- [Short problem]: Copy each line of the material below that includes the string "screenshot".

- [Records provided]:

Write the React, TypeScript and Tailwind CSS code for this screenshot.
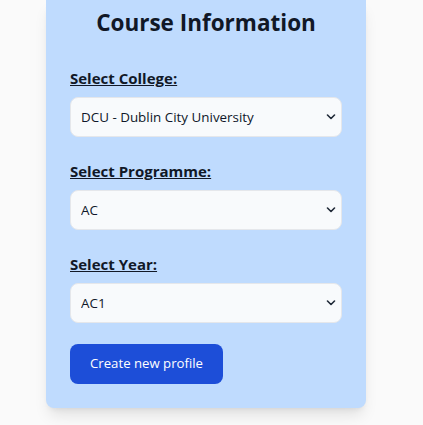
import React from "react";

const fields = [
  { label: "Select College:", value: "DCU - Dublin City University" },
  { label: "Select Programme:", value: "AC" },
  { label: "Select Year:", value: "AC1" },
];

const Chevron = () => (
  <svg
    className="pointer-events-none absolute right-[6px] top-1/2 h-[6px] w-[10px] -translate-y-1/2"
    viewBox="0 0 10 6"
    fill="none"
  >
    <polyline points="1.5,1 5,4.5 8.5,1" stroke="#1f2937" strokeWidth="1.6" strokeLinecap="round" strokeLinejoin="round" />
  </svg>
);

export default function App() {
  const [values, setValues] = React.useState<string[]>(fields.map((f) => f.value));

  return (
    <div className="min-h-screen bg-[#fafafa] font-['Segoe_UI','Open_Sans',sans-serif] text-[#111827]">
      <div className="ml-[46px] w-[320px] rounded-b-lg bg-[#bfdbfe] px-6 pb-6 pt-[7px] shadow-lg">
        <h2 className="text-center text-[22.5px] font-bold leading-8">Course Information</h2>
        <div className="mt-[29px] flex flex-col gap-6">
          {fields.map((f, i) => (
            <div key={f.label}>
              <label className="mb-2 block text-[15px] font-bold leading-[21px] underline">{f.label}</label>
              <div className="relative">
                <select
                  className="h-10 w-full appearance-none rounded-lg border border-[#e5e7eb] bg-[#f8fafc] pl-[10px] text-[13.4px] text-[#0f172a] outline-none"
                  value={values[i]}
                  onChange={(e) => setValues(values.map((v, j) => (j === i ? e.target.value : v)))}
                >
                  <option>{f.value}</option>
                </select>
                <Chevron />
              </div>
            </div>
          ))}
        </div>
        <button className="mt-[21px] h-10 rounded-lg bg-[#1d4ed8] px-5 text-[13.2px] text-white">Create new profile</button>
      </div>
    </div>
  );
}
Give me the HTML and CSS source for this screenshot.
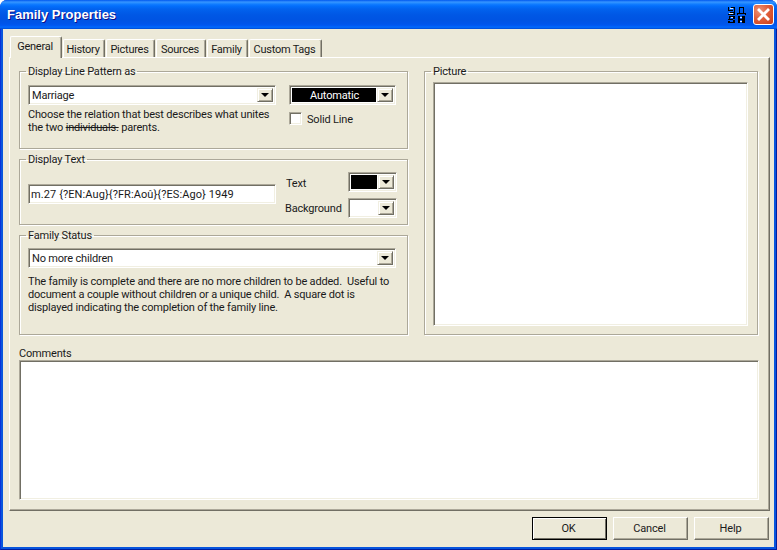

- [Expected output]:
Write the React, TypeScript and Tailwind CSS code for this screenshot.
Give me the HTML and CSS source for this screenshot.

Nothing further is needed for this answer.